Nowa liga - nowe wyzwania

Tak jak przy większości transferów z Ameryki Południowej do Europy, zawodnik musi zmierzyć się z nieco innym rodzajem futbolu, szczególnie w Rosji, gdzie liga jest bardziej fizyczna, a wiele drużyn, zwłaszcza z dołu tabeli, stawia przede wszystkim na obronę. I trzeba powiedzieć, że pierwsze mecze Claudinho w Zenicie, mimo że zasobne w jego spektakularne zagrania, wciąż nie były na najwyższym poziomie. W oczy rzucała się niedokładność w prostych sytuacjach i lekki brak dyscypliny taktycznej. Na debiutancką bramkę musiał poczekać do piątego występu - we wyjazdowym spotkaniu z Rubinem dorzucił też sprytną asystę, a Zenit wygrał 3:1. Dziewięć dni później wpisał się po raz pierwszy na listę strzelców w Lidze Mistrzów, gdy pokonał bramkarza Malmoe.
Brazylijski pomocnik, jak się wydaje, teraz już całkowicie zaadaptował się w europejskich realiach. Taka a nie inna charakterystyka rosyjskiej piłki wymusiła na nim kilka zmian w sposobie gry, co bynajmniej nie wpływa na jakość, którą prezentuje. Widać ją przede wszystkim w liczbie strzałów i kluczowych podań na mecz - tych w brazylijskiej Serie A były gracz Bragantino miał średnio po 3, natomiast aktualnie notuje spadek do 1.9 kluczowego zagrania oraz 2.4 strzału na mecz, co wydaje się logicznym następstwem gry przeciwko, niejednokrotnie, skomasowanej obronie rywala.
Claudinho zdecydowanie ma jednak pole do popisu w pojedynkach jeden na jeden. W sezonie 2020 notował średnio 1.6 udanego dryblingu na mecz, teraz jest to już 2.3 (drugi wynik w lidze rosyjskiej), a w niedawnym meczu ze Spartakiem czterokrotnie ogrywał rywali.
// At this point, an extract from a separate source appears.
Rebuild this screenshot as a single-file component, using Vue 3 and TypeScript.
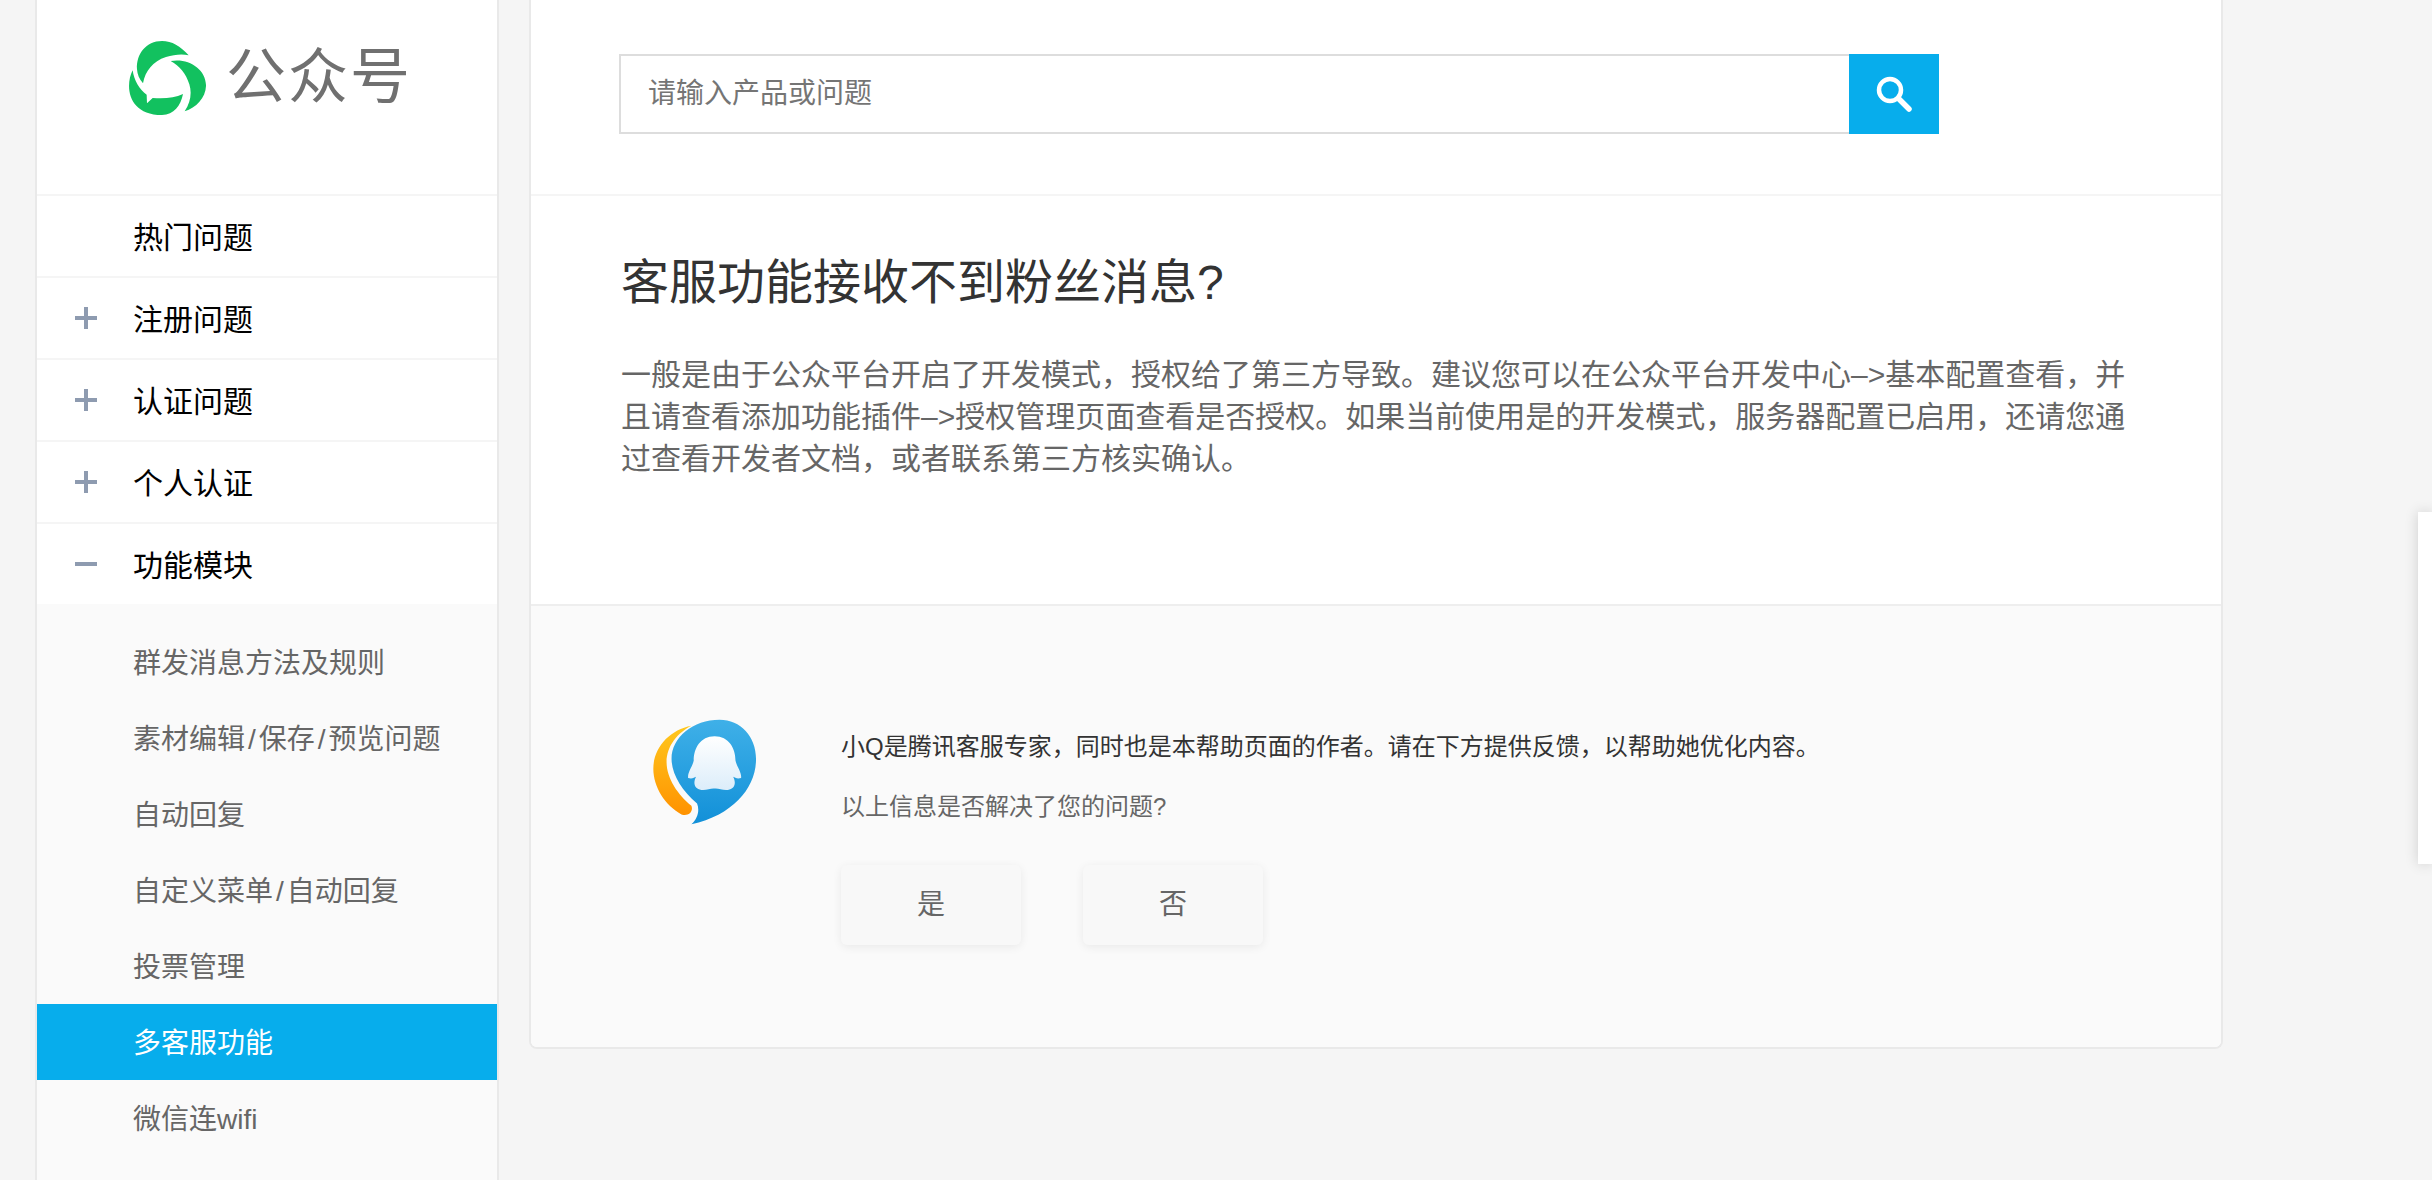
<script setup lang="ts">
interface Group {
  label: string
  state: 'none' | 'plus' | 'minus'
}

const groups: Group[] = [
  { label: '热门问题', state: 'none' },
  { label: '注册问题', state: 'plus' },
  { label: '认证问题', state: 'plus' },
  { label: '个人认证', state: 'plus' },
  { label: '功能模块', state: 'minus' },
]

const subItems: string[] = [
  '群发消息方法及规则',
  '素材编辑/保存/预览问题',
  '自动回复',
  '自定义菜单/自动回复',
  '投票管理',
  '多客服功能',
  '微信连wifi',
]
const activeItem = '多客服功能'

// Keep the separators as their own tokens so they can be spaced like the reference.
const tokens = (s: string): string[] => s.split(/(\/)/).filter(Boolean)
</script>

<template>
  <div class="page">
    <aside class="sidebar">
      <div class="brand">
        <svg class="brand-mark" viewBox="55 65 237 222" aria-hidden="true">
          <path fill="#12c15f" d="M240 108C215 80 190 65 160 65C112 65 82 105 85 150C86 165 92 180 103 192C110 155 132 126 172 113C197 105 222 103 240 108Z" />
          <path fill="#12c15f" d="M186 125C240 115 293 150 292 200C291 235 262 266 228 276C246 250 250 220 242 195C232 162 213 140 186 125Z" />
          <path fill="#12c15f" d="M72 153C48 200 58 287 160 287C196 286 216 260 223 224C198 236 170 238 132 236L115 252L114 226C92 210 76 183 72 153Z" />
        </svg>
        <span class="brand-name">公众号</span>
      </div>
      <nav class="nav">
        <div v-for="g in groups" :key="g.label" class="group">
          <span class="toggle" :class="g.state"></span>
          <span class="group-label">{{ g.label }}</span>
        </div>
        <ul class="sub">
          <li v-for="s in subItems" :key="s" class="sub-item" :class="{ active: s === activeItem }">
            <template v-for="(t, i) in tokens(s)" :key="i"><span v-if="t === '/'" class="slash">/</span><template v-else>{{ t }}</template></template>
          </li>
        </ul>
      </nav>
    </aside>

    <main class="main">
      <section class="search-area">
        <form class="search" @submit.prevent>
          <input class="search-input" type="text" placeholder="请输入产品或问题" />
          <button class="search-btn" type="submit" aria-label="搜索">
            <svg width="40" height="40" viewBox="0 0 40 40" aria-hidden="true">
              <circle cx="16" cy="16" r="11" fill="none" stroke="#fff" stroke-width="4.5" />
              <path d="M24.5 24.5L35 35" stroke="#fff" stroke-width="5.5" stroke-linecap="round" />
            </svg>
          </button>
        </form>
      </section>

      <article class="article">
        <h1 class="title">客服功能接收不到粉丝消息?</h1>
        <p class="body">一般是由于公众平台开启了开发模式&#xFF0C;授权给了第三方导致。建议您可以在公众平台开发中心–&gt;基本配置查看&#xFF0C;并且请查看添加功能插件–&gt;授权管理页面查看是否授权。如果当前使用是的开发模式&#xFF0C;服务器配置已启用&#xFF0C;还请您通过查看开发者文档&#xFF0C;或者联系第三方核实确认。</p>
      </article>

      <section class="feedback">
        <svg class="avatar" viewBox="39 51 314 318" aria-hidden="true">
          <defs>
            <linearGradient id="orangeGrad" x1="0" y1="0" x2="0" y2="1">
              <stop offset="0" stop-color="#ffc81e" />
              <stop offset="1" stop-color="#ff9200" />
            </linearGradient>
            <linearGradient id="blueGrad" x1="0" y1="0" x2="0" y2="1">
              <stop offset="0" stop-color="#3fb0e8" />
              <stop offset="1" stop-color="#1290d8" />
            </linearGradient>
            <linearGradient id="penguinGrad" x1="0" y1="0" x2="0" y2="1">
              <stop offset="0" stop-color="#ffffff" />
              <stop offset="1" stop-color="#dcedfa" />
            </linearGradient>
          </defs>
          <path fill="url(#orangeGrad)" d="M155 70C90 82 40 135 40 200C40 255 75 310 125 338C145 345 162 330 155 312C115 280 80 230 80 180C80 130 115 90 155 70Z" />
          <path fill="url(#blueGrad)" d="M240 52C305 52 352 105 350 175C348 260 280 340 155 368C175 350 180 325 172 305C125 265 95 215 95 170C95 105 160 52 240 52Z" />
          <path fill="url(#penguinGrad)" d="M225 102C268 102 288 138 288 175C292 195 307 210 305 228C292 232 287 226 281 224C291 242 286 262 265 264C250 266 235 258 225 260C215 258 200 266 185 264C164 262 159 242 169 224C163 226 158 232 145 228C143 210 158 195 162 175C162 138 182 102 225 102Z" />
        </svg>
        <div class="feedback-body">
          <p class="intro">小Q是腾讯客服专家&#xFF0C;同时也是本帮助页面的作者。请在下方提供反馈&#xFF0C;以帮助她优化内容。</p>
          <p class="ask">以上信息是否解决了您的问题?</p>
          <div class="answers">
            <button class="answer" type="button">是</button>
            <button class="answer" type="button">否</button>
          </div>
        </div>
      </section>
    </main>

    <div class="side-panel"></div>
  </div>
</template>

<style>
html,
body {
  margin: 0;
  background: #f5f5f5;
  overflow: hidden;
}
</style>

<style scoped>
.page {
  position: relative;
  display: flex;
  align-items: flex-start;
  gap: 30px;
  height: 1180px;
  padding-left: 35px;
  box-sizing: border-box;
  overflow: hidden;
  background: #f5f5f5;
  font-family: "Liberation Sans", "Noto Sans CJK SC", sans-serif;
}

.sidebar {
  display: flex;
  flex-direction: column;
  flex: none;
  width: 464px;
  height: 1180px;
  box-sizing: border-box;
  background: #fff;
  border-left: 2px solid #e9e9e9;
  border-right: 2px solid #e9e9e9;
}

.brand {
  display: flex;
  align-items: flex-start;
  flex: none;
  height: 194px;
  box-sizing: border-box;
  padding: 41px 0 0 90px;
}

.brand-mark {
  width: 79px;
  height: 74px;
  flex: none;
}

.brand-name {
  margin: 1px 0 0 20px;
  font-size: 60px;
  line-height: 72px;
  font-weight: 400;
  letter-spacing: 2px;
  color: #707070;
}

.nav {
  display: flex;
  flex-direction: column;
  flex: 1;
}

.group {
  display: flex;
  align-items: center;
  height: 82px;
  box-sizing: border-box;
  padding-left: 38px;
  border-top: 2px solid #f5f5f5;
  font-size: 30px;
  color: #000;
}

.group-label {
  padding-bottom: 3px;
}

.toggle {
  position: relative;
  flex: none;
  width: 22px;
  height: 22px;
  margin-right: 36px;
}

.toggle.plus::before,
.toggle.minus::before {
  content: "";
  position: absolute;
  left: 0;
  top: 9px;
  width: 22px;
  height: 4px;
  background: #8e9bb0;
}

.toggle.plus::after {
  content: "";
  position: absolute;
  left: 9px;
  top: 0;
  width: 4px;
  height: 22px;
  background: #8e9bb0;
}

.sub {
  flex: 1;
  margin: 0;
  padding: 20px 0 0;
  list-style: none;
  background: #fafafa;
}

.sub-item {
  height: 76px;
  padding-left: 96px;
  font-size: 28px;
  line-height: 80px;
  color: #666;
}

.sub-item.active {
  background: #07adec;
  color: #fff;
}

.slash {
  padding: 0 3px;
}

.main {
  flex: none;
  width: 1694px;
  box-sizing: border-box;
  background: #fff;
  border: 2px solid #e9e9e9;
  border-top: 0;
  border-radius: 0 0 8px 8px;
  overflow: hidden;
}

.search-area {
  height: 194px;
  box-sizing: border-box;
  padding: 54px 0 0 88px;
}

.search {
  display: flex;
  width: 1320px;
  height: 80px;
}

.search-input {
  flex: 1;
  min-width: 0;
  box-sizing: border-box;
  padding: 0 27px;
  border: 2px solid #ddd;
  border-right: 0;
  outline: 0;
  background: #fff;
  font: inherit;
  font-size: 28px;
  color: #333;
}

.search-input::placeholder {
  color: #757575;
  opacity: 1;
}

.search-btn {
  display: flex;
  align-items: center;
  justify-content: center;
  flex: none;
  width: 90px;
  padding: 0;
  border: 0;
  background: #07adec;
}

.article {
  height: 410px;
  box-sizing: border-box;
  padding: 57px 90px 0;
  border-top: 2px solid #f5f5f5;
}

.title {
  margin: 0;
  font-size: 48px;
  line-height: 60px;
  font-weight: 400;
  color: #333;
}

.body {
  margin: 41px 0 0;
  font-size: 30px;
  line-height: 42px;
  color: #666;
}

.feedback {
  display: flex;
  align-items: flex-start;
  height: 443px;
  box-sizing: border-box;
  padding: 113px 0 0 122px;
  border-top: 2px solid #eee;
  background: #fafafa;
}

.avatar {
  flex: none;
  width: 104px;
  height: 106px;
}

.feedback-body {
  margin: 10px 0 0 84px;
}

.intro,
.ask {
  margin: 0;
  font-size: 24px;
  line-height: 36px;
}

.intro {
  color: #333;
}

.ask {
  margin-top: 24px;
  color: #666;
}

.answers {
  display: flex;
  gap: 62px;
  margin-top: 40px;
}

.answer {
  width: 180px;
  height: 80px;
  padding: 0 0 6px;
  border: 0;
  border-radius: 6px;
  background: #f8f8f8;
  box-shadow: 0 2px 10px rgba(0, 0, 0, 0.07);
  font: inherit;
  font-size: 28px;
  color: #666;
}

.side-panel {
  position: absolute;
  top: 512px;
  right: 0;
  width: 14px;
  height: 352px;
  background: #fff;
  box-shadow: 0 0 14px rgba(0, 0, 0, 0.16);
}
</style>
Sam wypracował też w tym spotkaniu 1.02 xG (spodziewanego gola) oraz 0.62 xA (spodziewanej asysty), wszystkie trzy jego strzały były celne, a ten, który znalazł drogę do siatki, z pewnością będzie wielokrotnie odtwarzany.

Kibice widzą wszystko. I doceniają

Nie sposób przejść obojętnie obok klasy, którą pokazuje obecnie na boisku Claudinho. Fani Zenita wychwycili również coś innego. Pod nagraniem ukazującym pierwsze minuty po wygranej nad Spartakiem, na którym widać Brazylijczyka całującego herb klubu na koszulce, pojawiła się masa pozytywnych komentarzy, na przykład:
- Bardzo mnie to ucieszyło. Widać, że nie przyjechał tylko dla pieniędzy, a pokazać wszystko, co ma najlepszego.
- Wciąż nie rozumiem, jakim cudem udało nam się ściągnąć tutaj Claudinho.
W dziesięciu występach we wszystkich rozgrywkach zdobył trzy gole i dwukrotnie asystował. Kibice aż trzykrotnie wybrali go “G-Drive zawodnikiem meczu": z Rubinem, Malmoe i Spartakiem. Zgarnął też nagrodę dla “G-Drive najlepszego zawodnika miesiąca” we wrześniu. Zawodnika tak technicznego i widowiskowego nie było w Zenicie od dawna. A upodobał sobie szczególnie tzw. zakładanie siatek rywalom - ich liczba rośnie zapewne trzy lub cztery razy szybciej niż strzelonych bramek. Olé!
Fani w swoich sądach nie są odosobnieni. Według “WhoScored” Claudinho zajmuje drugie miejsce w Tinkoff Premier Lidze pod względem średniej oceny za występ (7.51), zaraz za… Malcomem (7.58). Wiceliderem jest także w rankingu rosyjskiego “Championatu” (7.21), tutaj już wyprzedza Malcoma (7.19), za to ustępuje innemu koledze z drużyny - Sardarowi Azmounowi (7.25).
Claudinho bez wątpienia jest jednym z kluczowych elementów nowej, niebiesko-biało-błękitnej układanki Siergieja Siemaka, w której miejsce długich piłek i całej masy wrzutek przejmuje coraz szybsza i piękniejsza gra piłką, napędzana przez brazylijski tercet Wendel-Claudinho-Malcom. W końcu to nie może być przypadek, że człowiek z wytatuowanym lwem na ramieniu trafia do miasta pełnego lwów!